Highway Patrol seeks dump truck driver after detention officer hospitalized

Published 12:00 am Thursday, December 10, 2020

By Shavonne Potts

SALISBURY — The N.C. State Highway Patrol is looking for the driver of a dump truck that may have been involved in a Wednesday morning collision that left a Rowan County Detention Center officer hospitalized.

The 25-year-old officer left work around 6 a.m. and was on her way home on Interstate 85, traveling southbound near the Brookshire Boulevard exit, when a dump truck struck her side mirror. She pulled over onto the left shoulder and called 911 to report the accident. She also called a family member to tell them she would be late, said Trooper Ray Pierce, public information officer for Troop H.

A pickup truck traveling in the left lane then drifted onto the shoulder and struck the rear of her Toyota Corolla. He was going an estimated 55 to 66 mph. There were no signs that he attempted to brake before impact, Pierce said. The name of the driver was not immediately available, but he has been cited with careless and reckless driving as well as failure to reduce speed to avoid a collision. Pierce said further charges are possible pending the outcome of the officer’s injuries.

A red dump truck was shown on N.C. Department of Transportation traffic cameras on the right shoulder of the road around the same time as the collision. Pierce said it’s not clear if the dump truck was the same one that clipped the officer’s vehicle or coincidentally was on the shoulder of the road at the same time. Pierce said troopers hope to talk with the driver of the dump truck to gather more details about the crash.

The detention center officer’s name was not provided Wednesday. She remains in critical condition at Carolinas Medical Center-Main. Pierce said the officer had lived in Rockwell, but had relocated to or was temporarily living in Shelby. According to Rowan County Sheriff’s spokesman Maj. John Sifford, the officer started working with the agency in June.

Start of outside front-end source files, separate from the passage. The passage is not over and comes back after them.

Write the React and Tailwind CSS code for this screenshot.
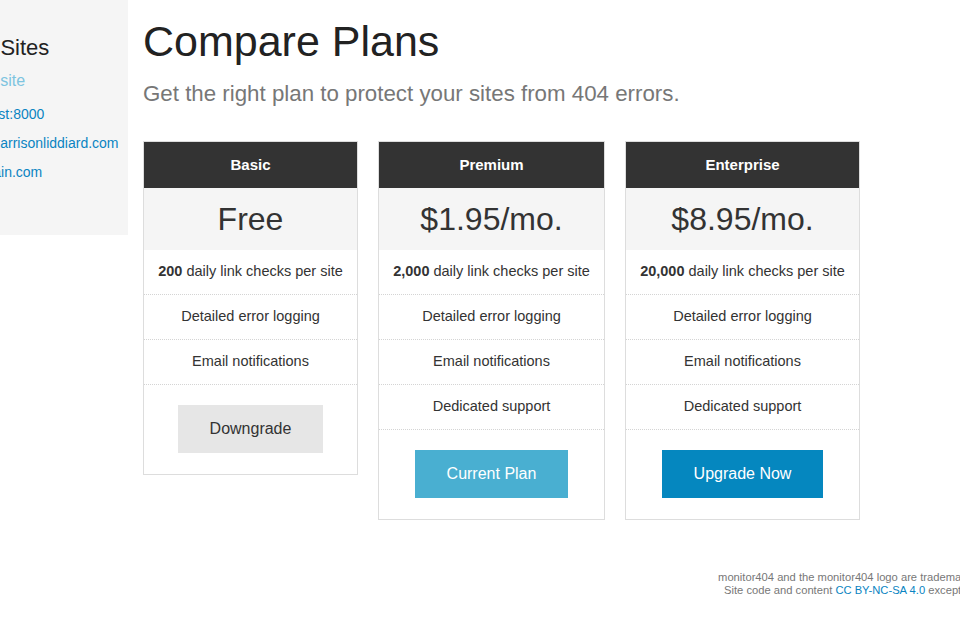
import React from "react";

const plans = [
  {
    name: "Basic",
    price: "Free",
    checks: "200",
    width: "w-[215px]",
    support: false,
    button: "Downgrade",
    btnClass: "bg-[#e6e6e6] text-[#333]",
  },
  {
    name: "Premium",
    price: "$1.95/mo.",
    checks: "2,000",
    width: "w-[227px]",
    support: true,
    button: "Current Plan",
    btnClass: "bg-[#49afd1] text-white",
  },
  {
    name: "Enterprise",
    price: "$8.95/mo.",
    checks: "20,000",
    width: "w-[235px]",
    support: true,
    button: "Upgrade Now",
    btnClass: "bg-[#0587bf] text-white",
  },
];

const Feature = ({ children }) => (
  <div className="h-[45px] flex items-center justify-center border-b border-dotted border-[#d4d4d4] text-[14.5px] text-[#333]">
    {children}
  </div>
);

const PlanCard = ({ plan }) => (
  <div className={`${plan.width} border border-[#ddd] bg-white`}>
    {/* header */}
    <div className="h-[46px] bg-[#333] text-white flex items-center justify-center text-[15px] font-bold">
      {plan.name}
    </div>
    <div className="h-[62px] bg-[#f5f5f5] flex items-center justify-center text-[32px] text-[#333]">
      {plan.price}
    </div>
    <Feature>
      <span>
        <b>{plan.checks}</b> daily link checks per site
      </span>
    </Feature>
    <Feature>Detailed error logging</Feature>
    <Feature>Email notifications</Feature>
    {plan.support && <Feature>Dedicated support</Feature>}
    <div className="flex justify-center pt-[20px] pb-[21px]">
      <button
        className={`${plan.btnClass} h-[48px] px-8 text-[16px] leading-[20px] cursor-pointer`}
      >
        {plan.button}
      </button>
    </div>
  </div>
);

const App = () => {
  return (
    <div
      className="w-[960px] h-[640px] overflow-hidden bg-white"
      style={{ fontFamily: '"Liberation Sans", Arial, sans-serif' }}
    >
      <div className="flex items-start -ml-[46px] w-[1126px]">
        {/* sidebar =========== */}
        <div className="w-[174px] h-[235px] bg-[#f5f5f5] shrink-0 pt-[35px]">
          <h2 className="ml-[11px] text-[22px] leading-[26px] text-[#222] whitespace-nowrap">
            My Sites
          </h2>
          <div className="mt-[9px] text-[16px] leading-[22px] text-[#7dc4e0] whitespace-nowrap">
            Add a site
          </div>
          <ul className="mt-[8px] text-[14px] leading-[29px] text-[#0a84c2] whitespace-nowrap">
            <li className="ml-0">localhost:8000</li>
            <li className="ml-[5px]">www.harrisonliddiard.com</li>
            <li className="ml-[12px]">domain.com</li>
          </ul>
        </div>
        {/* sidebar =========== */}

        {/* main =========== */}
        <div className="flex-1 pl-[15px] pt-[17px]">
          <h1 className="text-[43px] leading-[48px] text-[#222]">
            Compare Plans
          </h1>
          <p className="mt-[15px] text-[22.3px] leading-[28px] text-[#777]">
            Get the right plan to protect your sites from 404 errors.
          </p>

          <div className="flex items-start gap-[20px] mt-[33px] text-center">
            {plans.map((plan) => (
              <PlanCard key={plan.name} plan={plan} />
            ))}
          </div>

          <footer className="mt-[51px] text-right text-[11.2px] leading-[13px] text-[#777] whitespace-nowrap">
            <p>
              monitor404 and the monitor404 logo are trademarks of Harrison
              Liddiard.
            </p>
            <p>
              Site code and content{" "}
              <a className="text-[#0a84c2]">CC BY-NC-SA 4.0</a> except where
              otherwise noted.
            </p>
          </footer>
        </div>
      </div>
    </div>
  );
};

export default App;
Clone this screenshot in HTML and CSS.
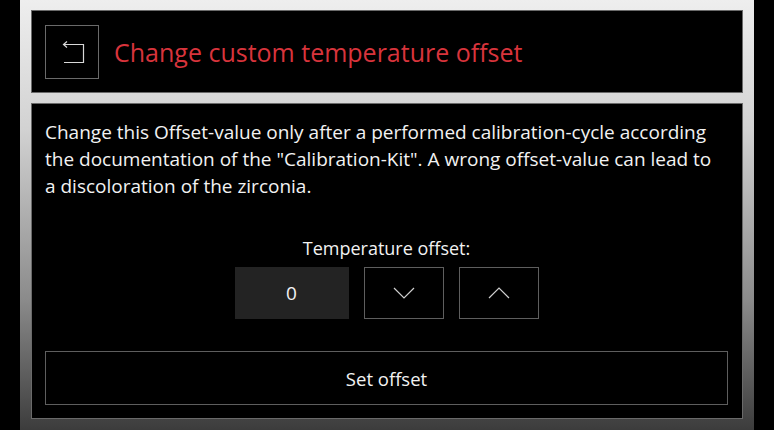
FILE: index.html
```html
<!DOCTYPE html>
<html lang="en">
<head>
    <meta charset="UTF-8">
    <meta name="viewport" content="width=device-width, initial-scale=1.0">
    <title>Change custom temperature offset</title>
    <link rel="stylesheet" href="styles.css">
</head>
<body>
    <div class="frame">
        <div class="panel header">
            <button class="back-btn" type="button">
                <svg width="24" height="24" viewBox="0 0 24 24">
                    <path d="M3 4.5 H22.5 V22.5 H3" fill="none" stroke="#d8d8d8" stroke-width="1.2"/>
                    <path d="M6 1.5 L2.5 4.5 L6 7.5" fill="none" stroke="#d8d8d8" stroke-width="1.2"/>
                </svg>
            </button>
            <h1 class="title">Change custom temperature offset</h1>
        </div>
        <div class="panel content">
            <p class="info">Change this Offset-value only after a performed calibration-cycle according the documentation of the "Calibration-Kit". A wrong offset-value can lead to a discoloration of the zirconia.</p>
            <div class="offset">
                <div class="offset-label">Temperature offset:</div>
                <div class="offset-row">
                    <div class="offset-value">0</div>
                    <button class="step-btn" type="button">
                        <svg width="22" height="12" viewBox="0 0 22 12">
                            <path d="M1 1 L11 11 L21 1" fill="none" stroke="#cfcfcf" stroke-width="1.2"/>
                        </svg>
                    </button>
                    <button class="step-btn" type="button">
                        <svg width="22" height="12" viewBox="0 0 22 12">
                            <path d="M1 11 L11 1 L21 11" fill="none" stroke="#cfcfcf" stroke-width="1.2"/>
                        </svg>
                    </button>
                </div>
            </div>
            <button class="set-btn" type="button">Set offset</button>
        </div>
    </div>
</body>
</html>
```

FILE: styles.css
```css
* {
    box-sizing: border-box;
}
body {
    margin: 0;
    background: #000;
    font-family: "Open Sans", "Noto Sans", sans-serif;
    color: #f2f2f2;
}
.frame {
    width: 734px;
    height: 430px;
    margin: 0 20px;
    padding: 10px 11px 11px 11px;
    display: flex;
    flex-direction: column;
    gap: 10px;
    background: linear-gradient(#eeeeee 0%, #d2d2d2 30%, #8a8a8a 70%, #3c3c3c 100%);
}
.panel {
    background: #000;
    border: 1px solid #6a6a6a;
}
.header {
    height: 83px;
    display: flex;
    align-items: center;
    gap: 15px;
    padding: 0 13px;
}
.back-btn {
    width: 54px;
    height: 54px;
    background: #000;
    border: 1px solid #6a6a6a;
    display: flex;
    align-items: center;
    justify-content: center;
    padding: 0 0 0 1px;
}
.title {
    margin: 0;
    font-size: 25px;
    font-weight: normal;
    color: #d8343c;
}
.content {
    flex: 1;
    display: flex;
    flex-direction: column;
    padding: 15px 14px 13px 13px;
}
.info {
    margin: 0;
    max-width: 680px;
    font-size: 19px;
    line-height: 27px;
}
.offset {
    display: flex;
    flex-direction: column;
    align-items: center;
    margin-top: 36px;
}
.offset-label {
    font-size: 18px;
    line-height: 24px;
}
.offset-row {
    display: flex;
    gap: 15px;
    margin-top: 7px;
}
.offset-value {
    width: 114px;
    height: 52px;
    background: #232323;
    display: flex;
    align-items: center;
    justify-content: center;
    font-size: 19px;
}
.step-btn {
    width: 80px;
    height: 52px;
    background: #000;
    border: 1px solid #5e5e5e;
    display: flex;
    align-items: center;
    justify-content: center;
}
.set-btn {
    margin-top: auto;
    height: 54px;
    background: #000;
    border: 1px solid #5e5e5e;
    color: #f2f2f2;
    font-family: inherit;
    font-size: 18.5px;
}
```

Rowan County Chaplain Michael Taylor, who has been a chaplain with the Sheriff’s Office for 27 years, was brought to tears as he talked about the incident.

“Law enforcement officers — it’s a family. They stick together. I try to bring comfort to them in time of need,” Taylor said.

He said volunteers try to pray with officers, counsel them and be there for them at times like this.

“We try to let them know we appreciate what they do,” he said.

Taylor created the Shield a Badge with Prayer program, which pairs an officer with someone in the community who will pray for them.

“I know it works. I know officers’ lives have been saved because of the prayers of God’s people,” he said.

Taylor said he was awakened on Wednesday morning and began to pray.

“I know the Lord knew that somebody needed my prayers during that time,” he said.

Taylor recalled meeting the officer for the first time a few weeks ago to give her a Christmas gift along with others in the department.